Think of it like this:
Given the behavior of a bot's germline over the last, say, 100K cycles, there is an optimal muscle distribution which would have minimized the energy cost of those actions. That's true regardless of how we approach specialization. Assuming that future behavior is going to be similar to past behavior, we can use that past behavior to predict future behavior. And from that, a muscle distribution which should minimize costs in the future.

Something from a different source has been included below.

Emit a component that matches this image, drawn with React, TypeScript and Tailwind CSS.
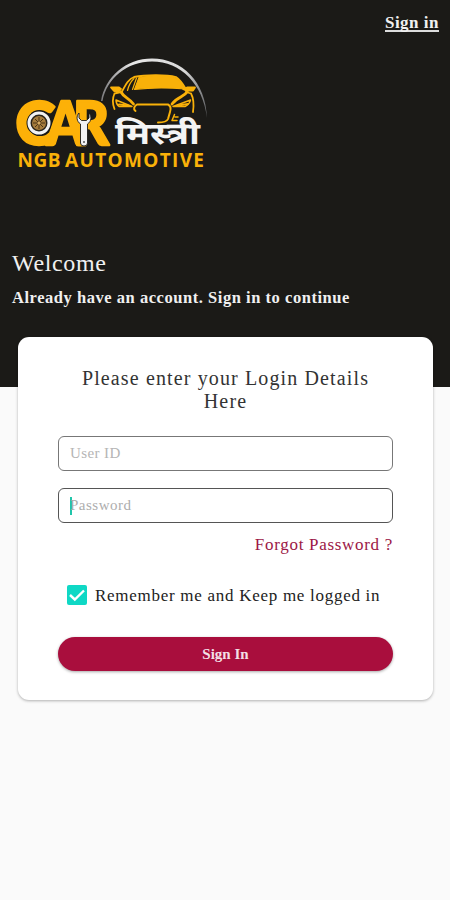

We can cheaply keep track of past behavior, weighted more heavily for more recent behavior, by using a
exponential moving average. Even if specialization is controlled in the DNA I think we'd still want to keep a record of how a bot has spent energy in the past so that a bot's DNA can at least make informed decisions. And again, assuming that past behavior will be an indicator of future behavior, that moving average represents the idealized muscle distribution. Which means bots which deviate from that are less fit almost by definition, so it's not necessarily an interesting problem to solve.
That said, to play devil's advocate, there are some problems:
1. This does not work well for somatic cells. Eg: organs in a specialized multibot. A multibot might easily want specialized shooting cells, for instance.
2. This does not work well for something like a caterpillar/moth lifecycle, since there are very different metabolic needs for a moth compared to a caterpillar.
For both cases, I think what we need is something like a "muscle profile" that can be saved/loaded/modified. But I don't want to have magic ID numbers that bots have to use to load up the correct profile. And I also don't want to have dozens of sliders that bots have to tweak or, worse, remember dozens of configurations of the dozens of sliders.